== What you are asked to do ==
Using the data below, gather each line that includes the word "React".

== Dataset section ==
=======
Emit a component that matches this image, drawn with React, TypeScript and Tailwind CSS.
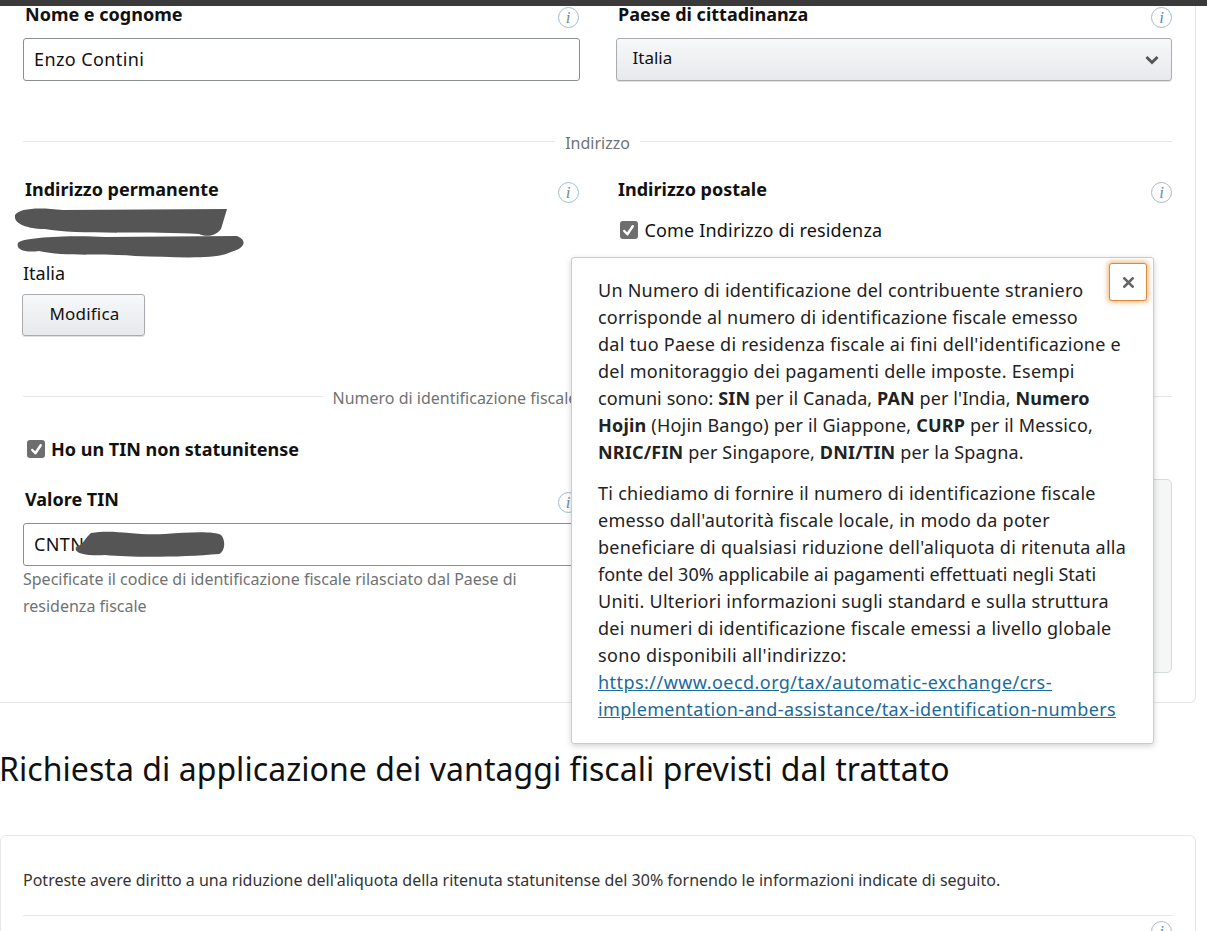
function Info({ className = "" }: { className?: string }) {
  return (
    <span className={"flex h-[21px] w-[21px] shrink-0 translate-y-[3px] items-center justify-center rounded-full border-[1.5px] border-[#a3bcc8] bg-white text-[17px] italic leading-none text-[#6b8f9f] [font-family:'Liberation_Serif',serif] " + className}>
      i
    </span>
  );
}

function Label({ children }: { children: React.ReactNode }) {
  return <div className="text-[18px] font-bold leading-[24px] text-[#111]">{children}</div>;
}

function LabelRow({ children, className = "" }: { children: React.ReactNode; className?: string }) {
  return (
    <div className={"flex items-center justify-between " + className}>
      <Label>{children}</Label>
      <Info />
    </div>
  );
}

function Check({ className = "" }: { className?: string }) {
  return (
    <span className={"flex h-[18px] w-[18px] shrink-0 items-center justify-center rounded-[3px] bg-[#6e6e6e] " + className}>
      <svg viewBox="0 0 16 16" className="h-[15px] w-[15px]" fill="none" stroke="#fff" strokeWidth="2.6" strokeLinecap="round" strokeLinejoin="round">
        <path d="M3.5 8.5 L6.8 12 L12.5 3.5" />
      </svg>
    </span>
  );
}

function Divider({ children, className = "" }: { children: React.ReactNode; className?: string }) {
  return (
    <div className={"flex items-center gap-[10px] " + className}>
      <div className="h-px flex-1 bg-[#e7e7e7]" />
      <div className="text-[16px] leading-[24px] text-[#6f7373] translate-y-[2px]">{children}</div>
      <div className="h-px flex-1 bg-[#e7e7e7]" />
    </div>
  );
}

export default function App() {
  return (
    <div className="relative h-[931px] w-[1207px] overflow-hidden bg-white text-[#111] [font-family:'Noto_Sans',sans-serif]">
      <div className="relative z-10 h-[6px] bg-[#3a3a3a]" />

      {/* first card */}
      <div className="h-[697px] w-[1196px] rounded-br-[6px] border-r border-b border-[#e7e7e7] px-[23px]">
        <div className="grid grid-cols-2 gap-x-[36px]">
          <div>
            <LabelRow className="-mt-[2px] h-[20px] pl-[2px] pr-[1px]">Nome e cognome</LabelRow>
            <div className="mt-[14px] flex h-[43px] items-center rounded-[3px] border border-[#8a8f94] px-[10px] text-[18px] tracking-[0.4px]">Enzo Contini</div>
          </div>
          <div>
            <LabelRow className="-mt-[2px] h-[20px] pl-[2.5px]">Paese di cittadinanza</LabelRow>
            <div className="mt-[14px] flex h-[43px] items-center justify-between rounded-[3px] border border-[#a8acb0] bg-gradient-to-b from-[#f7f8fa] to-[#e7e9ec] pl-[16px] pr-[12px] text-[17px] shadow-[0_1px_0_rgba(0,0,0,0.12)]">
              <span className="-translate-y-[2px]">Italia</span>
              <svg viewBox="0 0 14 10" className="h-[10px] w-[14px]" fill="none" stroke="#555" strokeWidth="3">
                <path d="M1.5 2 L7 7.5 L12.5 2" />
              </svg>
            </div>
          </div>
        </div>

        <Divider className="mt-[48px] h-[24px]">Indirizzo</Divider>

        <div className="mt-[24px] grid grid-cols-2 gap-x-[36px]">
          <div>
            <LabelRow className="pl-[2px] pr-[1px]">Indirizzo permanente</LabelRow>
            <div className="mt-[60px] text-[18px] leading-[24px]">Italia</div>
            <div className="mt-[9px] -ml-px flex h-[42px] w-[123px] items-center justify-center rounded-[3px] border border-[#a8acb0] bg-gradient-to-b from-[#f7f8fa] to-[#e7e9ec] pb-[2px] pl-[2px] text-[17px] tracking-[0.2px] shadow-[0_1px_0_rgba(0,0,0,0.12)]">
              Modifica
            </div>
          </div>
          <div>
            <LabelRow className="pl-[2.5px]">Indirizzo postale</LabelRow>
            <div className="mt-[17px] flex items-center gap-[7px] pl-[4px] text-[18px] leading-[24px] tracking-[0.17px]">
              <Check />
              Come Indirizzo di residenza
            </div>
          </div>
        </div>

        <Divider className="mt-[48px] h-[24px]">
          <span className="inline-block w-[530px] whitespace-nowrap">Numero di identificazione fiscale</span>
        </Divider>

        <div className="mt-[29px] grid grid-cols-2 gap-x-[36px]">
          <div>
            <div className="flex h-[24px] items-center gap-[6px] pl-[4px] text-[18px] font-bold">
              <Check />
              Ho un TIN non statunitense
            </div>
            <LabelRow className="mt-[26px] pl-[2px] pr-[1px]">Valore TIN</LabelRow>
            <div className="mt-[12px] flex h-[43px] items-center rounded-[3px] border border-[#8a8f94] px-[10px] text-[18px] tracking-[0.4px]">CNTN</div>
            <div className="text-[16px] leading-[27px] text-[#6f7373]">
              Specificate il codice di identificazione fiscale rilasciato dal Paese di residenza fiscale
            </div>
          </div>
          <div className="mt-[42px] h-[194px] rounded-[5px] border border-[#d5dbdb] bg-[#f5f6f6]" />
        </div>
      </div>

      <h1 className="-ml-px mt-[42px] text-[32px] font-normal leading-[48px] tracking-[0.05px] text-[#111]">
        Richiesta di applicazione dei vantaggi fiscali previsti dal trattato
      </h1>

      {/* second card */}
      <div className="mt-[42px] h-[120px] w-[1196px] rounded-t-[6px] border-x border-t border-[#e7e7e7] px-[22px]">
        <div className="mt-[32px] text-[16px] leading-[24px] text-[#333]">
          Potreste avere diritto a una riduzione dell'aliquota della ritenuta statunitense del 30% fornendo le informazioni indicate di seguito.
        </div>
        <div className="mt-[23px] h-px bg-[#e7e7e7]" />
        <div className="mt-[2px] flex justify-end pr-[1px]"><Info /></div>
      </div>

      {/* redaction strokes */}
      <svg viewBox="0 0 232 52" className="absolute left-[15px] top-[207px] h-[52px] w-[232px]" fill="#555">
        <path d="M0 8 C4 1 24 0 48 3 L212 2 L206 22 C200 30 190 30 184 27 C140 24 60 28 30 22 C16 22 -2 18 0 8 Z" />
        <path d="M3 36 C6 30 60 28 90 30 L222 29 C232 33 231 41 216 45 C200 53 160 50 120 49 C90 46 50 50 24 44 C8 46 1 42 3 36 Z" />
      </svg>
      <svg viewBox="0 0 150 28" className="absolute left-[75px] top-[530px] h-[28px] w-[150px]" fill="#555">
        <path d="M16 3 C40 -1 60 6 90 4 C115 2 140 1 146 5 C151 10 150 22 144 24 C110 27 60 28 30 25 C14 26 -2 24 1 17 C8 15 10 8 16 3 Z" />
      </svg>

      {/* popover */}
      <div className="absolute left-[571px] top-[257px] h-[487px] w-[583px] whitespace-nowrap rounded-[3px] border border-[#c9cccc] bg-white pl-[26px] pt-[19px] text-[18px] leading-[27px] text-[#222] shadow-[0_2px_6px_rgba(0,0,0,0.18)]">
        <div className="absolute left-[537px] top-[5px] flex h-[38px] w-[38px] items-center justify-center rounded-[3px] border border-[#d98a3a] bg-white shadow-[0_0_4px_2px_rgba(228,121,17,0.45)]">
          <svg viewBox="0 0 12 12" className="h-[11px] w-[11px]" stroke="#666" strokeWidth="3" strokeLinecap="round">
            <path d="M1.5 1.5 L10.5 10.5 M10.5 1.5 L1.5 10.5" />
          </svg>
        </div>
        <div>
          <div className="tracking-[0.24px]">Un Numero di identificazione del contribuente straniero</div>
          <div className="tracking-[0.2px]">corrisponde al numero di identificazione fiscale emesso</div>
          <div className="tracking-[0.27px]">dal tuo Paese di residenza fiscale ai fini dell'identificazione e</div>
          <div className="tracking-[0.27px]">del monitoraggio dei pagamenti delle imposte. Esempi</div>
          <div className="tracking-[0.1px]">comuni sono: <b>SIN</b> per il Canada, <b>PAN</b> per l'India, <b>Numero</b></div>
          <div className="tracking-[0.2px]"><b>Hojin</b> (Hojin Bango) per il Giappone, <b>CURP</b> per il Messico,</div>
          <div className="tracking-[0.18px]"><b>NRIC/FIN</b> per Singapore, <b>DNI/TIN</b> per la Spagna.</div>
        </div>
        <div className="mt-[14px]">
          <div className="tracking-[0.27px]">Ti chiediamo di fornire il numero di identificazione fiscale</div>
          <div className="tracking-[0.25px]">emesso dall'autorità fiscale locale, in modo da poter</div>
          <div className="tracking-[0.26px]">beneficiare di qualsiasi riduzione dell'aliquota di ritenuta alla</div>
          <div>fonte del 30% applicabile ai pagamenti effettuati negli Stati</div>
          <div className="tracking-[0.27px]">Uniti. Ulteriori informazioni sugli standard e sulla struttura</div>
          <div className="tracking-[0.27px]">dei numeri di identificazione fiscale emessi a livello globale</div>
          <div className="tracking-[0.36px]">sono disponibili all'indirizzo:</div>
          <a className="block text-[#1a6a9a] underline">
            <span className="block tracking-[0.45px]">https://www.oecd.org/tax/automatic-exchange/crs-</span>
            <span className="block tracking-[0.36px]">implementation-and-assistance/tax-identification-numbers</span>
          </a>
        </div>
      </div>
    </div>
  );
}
=======
== Correct result ==
Emit a component that matches this image, drawn with React, TypeScript and Tailwind CSS.
function Label({ children }: { children: React.ReactNode }) {
function LabelRow({ children, className = "" }: { children: React.ReactNode; className?: string }) {
function Divider({ children, className = "" }: { children: React.ReactNode; className?: string }) {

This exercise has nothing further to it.